Redaksi Jakarta

Unras Papua, AMP dan FRI-WP : Indonesia Mengklaim Sepihak Wilayah Papua

1 Des 2020 - 487 View

JAKARTA,REDAKSIDAERAH.com - Puluhan mahasiswa yang tergabung dalam Aliansi Mahasiswa Papua (AMP) dan FRI-West Papua, menggelar aksi demontrasi di patung Arjunawiwaha sosial di Jl. Merdeka Barat, Jakarta Puaat, Selasa(1/12/20).

Dalam aksinya, mahasiswa menolak otonomi khusus Papua dan penentuan pendapat rakyat (Pepera) 1969. Mahasiswa juga mendesak pemerintah segera memberikan hak penentuan nasib sendiri bagi bangsa Papua sebagai solusi yang demokratis.

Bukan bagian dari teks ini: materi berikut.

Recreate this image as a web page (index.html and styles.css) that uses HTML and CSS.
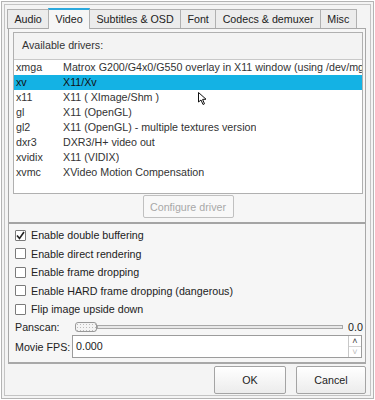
FILE: index.html
```html
<!DOCTYPE html>
<html lang="en">
<head>
    <meta charset="UTF-8">
    <title>Preferences - Video</title>
    <link rel="stylesheet" href="styles.css">
</head>
<body>
    <div class="window">
        <div class="frame">
            <div class="tabs">
                <div class="tab">Audio</div>
                <div class="tab active">Video</div>
                <div class="tab">Subtitles &amp; OSD</div>
                <div class="tab">Font</div>
                <div class="tab">Codecs &amp; demuxer</div>
                <div class="tab">Misc</div>
            </div>
            <div class="pane">
                <div class="drivers">
                    <div class="drivers-head">Available drivers:</div>
                    <div class="driver-list">
                        <div class="row"><span class="name">xmga</span><span class="desc">Matrox G200/G4x0/G550 overlay in X11 window (using /dev/mga_vid)</span></div>
                        <div class="row selected"><span class="name">xv</span><span class="desc">X11/Xv</span></div>
                        <div class="row"><span class="name">x11</span><span class="desc">X11 ( XImage/Shm )</span></div>
                        <div class="row"><span class="name">gl</span><span class="desc">X11 (OpenGL)</span></div>
                        <div class="row"><span class="name">gl2</span><span class="desc">X11 (OpenGL) - multiple textures version</span></div>
                        <div class="row"><span class="name">dxr3</span><span class="desc">DXR3/H+ video out</span></div>
                        <div class="row"><span class="name">xvidix</span><span class="desc">X11 (VIDIX)</span></div>
                        <div class="row"><span class="name">xvmc</span><span class="desc">XVideo Motion Compensation</span></div>
                    </div>
                </div>
                <div class="configure">
                    <button class="btn disabled">Configure driver</button>
                </div>
                <div class="splitter"></div>
                <div class="options">
                    <label class="check"><span class="box"><svg width="9" height="9" viewBox="0 0 9 9"><path d="M1 4.5 L3.5 7.5 L8 1" fill="none" stroke="#222" stroke-width="1.6"/></svg></span>Enable double buffering</label>
                    <label class="check"><span class="box"></span>Enable direct rendering</label>
                    <label class="check"><span class="box"></span>Enable frame dropping</label>
                    <label class="check"><span class="box"></span>Enable HARD frame dropping (dangerous)</label>
                    <label class="check"><span class="box"></span>Flip image upside down</label>
                    <div class="slider-row">
                        <span class="field-label">Panscan:</span>
                        <div class="slider">
                            <span class="handle"></span>
                            <span class="track"></span>
                        </div>
                        <span class="slider-value">0.0</span>
                    </div>
                    <div class="fps-row">
                        <span class="field-label">Movie FPS:</span>
                        <div class="spinbox">
                            <span class="spin-text">0.000</span>
                            <span class="spin-buttons">
                                <span class="spin-up">&#708;</span>
                                <span class="spin-down">&#709;</span>
                            </span>
                        </div>
                    </div>
                </div>
            </div>
            <div class="dialog-buttons">
                <button class="btn ok">OK</button>
                <button class="btn cancel">Cancel</button>
            </div>
        </div>
        <svg class="pointer" width="10" height="14" viewBox="0 0 10 14">
            <path d="M0.5 0.5 L0.5 10 L3 8 L5 12.5 L6.5 11.8 L4.6 7.4 L8 7.2 Z" fill="#fff" stroke="#111" stroke-width="1"/>
        </svg>
    </div>
</body>
</html>
```

FILE: styles.css
```css
body {
    margin: 0;
    background: #fff;
    font-family: "Liberation Sans", Arial, sans-serif;
    font-size: 10.7px;
    color: #222;
}
.window {
    position: relative;
    margin: 1px;
    width: 373px;
    height: 398px;
    box-sizing: border-box;
    border: 1px solid #b4b4b4;
    padding: 2px;
    background: #f4f4f4;
}
.frame {
    height: 100%;
    box-sizing: border-box;
    border: 1px solid #c4c4c4;
    padding: 3px 3px 1px 2px;
    display: flex;
    flex-direction: column;
}
.tabs {
    display: flex;
    height: 20px;
}
.tab {
    box-sizing: border-box;
    height: 20px;
    margin-top: 1px;
    padding: 3px 6.4px 0;
    border: 1px solid #b0b0b0;
    border-bottom: none;
    margin-right: -1px;
    background: #ececec;
    color: #222;
    white-space: nowrap;
}
.tab.active {
    margin-top: 0;
    padding-top: 3px;
    border-top: 2px solid #2aa8dd;
    background: #f6f6f6;
    position: relative;
    z-index: 1;
    height: 21px;
}
.pane {
    width: 358px;
    height: 336px;
    margin-left: 1px;
    box-sizing: border-box;
    border: 1px solid #a8a8a8;
    border-bottom: 2px solid #a8a8a8;
    background: #f6f6f6;
    padding: 3px 2px 0 4px;
    display: flex;
    flex-direction: column;
}
.drivers {
    width: 350px;
    height: 162px;
    box-sizing: border-box;
    border: 1px solid #b0b0b0;
    display: flex;
    flex-direction: column;
}
.drivers-head {
    height: 27px;
    box-sizing: border-box;
    border-bottom: 1px solid #c8c8c8;
    padding: 6px 0 0 8px;
    background: #f3f3f3;
    color: #333;
}
.driver-list {
    flex: 1;
    background: #fff;
    overflow: hidden;
}
.row {
    display: flex;
    height: 15px;
    line-height: 15px;
    white-space: nowrap;
    color: #333;
}
.row.selected {
    background: #14b2e4;
    color: #111;
}
.row .name {
    width: 47px;
    flex: none;
    padding-left: 2px;
}
.row .desc {
    overflow: hidden;
}
.configure {
    display: flex;
    justify-content: center;
    width: 350px;
    padding-top: 1px;
}
.btn {
    font-family: "Liberation Sans", Arial, sans-serif;
    font-size: 10.7px;
    color: #222;
    border: 1px solid #a4a4a4;
    border-radius: 2px;
    background: linear-gradient(#ffffff, #ececec);
    padding: 0;
}
.btn.disabled {
    width: 91px;
    height: 23px;
    color: #a8a8a8;
    border-color: #c0c0c0;
    background: #f8f8f8;
}
.splitter {
    height: 2px;
    margin: 4px -2px 0 -4px;
    background: #a4a4a4;
}
.options {
    display: flex;
    flex-direction: column;
    padding: 2px 0 0 2px;
}
.check {
    display: flex;
    align-items: center;
    height: 18.5px;
    white-space: nowrap;
}
.box {
    width: 11px;
    height: 11px;
    box-sizing: border-box;
    border: 1px solid #7a7a7a;
    border-radius: 1px;
    background: #fff;
    margin-right: 5px;
    display: flex;
    align-items: center;
    justify-content: center;
}
.slider-row {
    display: flex;
    align-items: center;
    height: 16px;
}
.field-label {
    width: 57px;
    flex: none;
}
.slider {
    display: flex;
    align-items: center;
    width: 268px;
    margin-left: 3px;
}
.handle {
    width: 22px;
    height: 10px;
    box-sizing: border-box;
    border: 1px solid #999;
    border-radius: 3px;
    background: radial-gradient(circle, #bbb 0.5px, transparent 0.8px) 0 0 / 3px 3px, #f4f4f4;
}
.track {
    flex: 1;
    height: 4px;
    box-sizing: border-box;
    border: 1px solid #a8a8a8;
    background: #e8e8e8;
}
.slider-value {
    margin-left: 5px;
}
.fps-row {
    display: flex;
    align-items: center;
    height: 24px;
}
.spinbox {
    display: flex;
    width: 290px;
    height: 23px;
    box-sizing: border-box;
    border: 1px solid #9c9c9c;
    background: #fff;
}
.spin-text {
    flex: 1;
    padding: 4px 0 0 3px;
}
.spin-buttons {
    display: flex;
    flex-direction: column;
    width: 12px;
    border-left: 1px solid #c8c8c8;
    font-size: 9px;
    line-height: 10px;
    text-align: center;
}
.spin-up {
    height: 10px;
    color: #444;
    border-bottom: 1px solid #d4d4d4;
}
.spin-down {
    color: #bbb;
}
.dialog-buttons {
    display: flex;
    justify-content: flex-end;
    gap: 10px;
    margin-top: 2px;
    padding-right: 1px;
}
.btn.ok {
    width: 72px;
    height: 28px;
}
.btn.cancel {
    width: 70px;
    height: 28px;
}
.pointer {
    position: absolute;
    left: 196px;
    top: 90px;
}
```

Kordinator lapangan aksi demo, Riko Tude mengatakan, West Papua telah menjadi wilayah konflik sejak awal (tahun 1961>red) dianeksasi ke dalam wilayah Indonesia. Indonesia mengklaim secara sepihak bahwa wilayah West Papua adalah bagian sah dalam Negara Republik Indonesia, tetapi sejarah dengan tegas membuktikan sebaliknya. 

"Bangsa West Papua bukanlah bagian sah dari Indonesia.  Berbagai propaganda dan operasi militer dilakukan oleh pemerintah Indonesia pada saat itu untuk meng-aneksasi wilayah West Papua yang baru saja mendeklarasikan kemerdekaannya," terang Riko. 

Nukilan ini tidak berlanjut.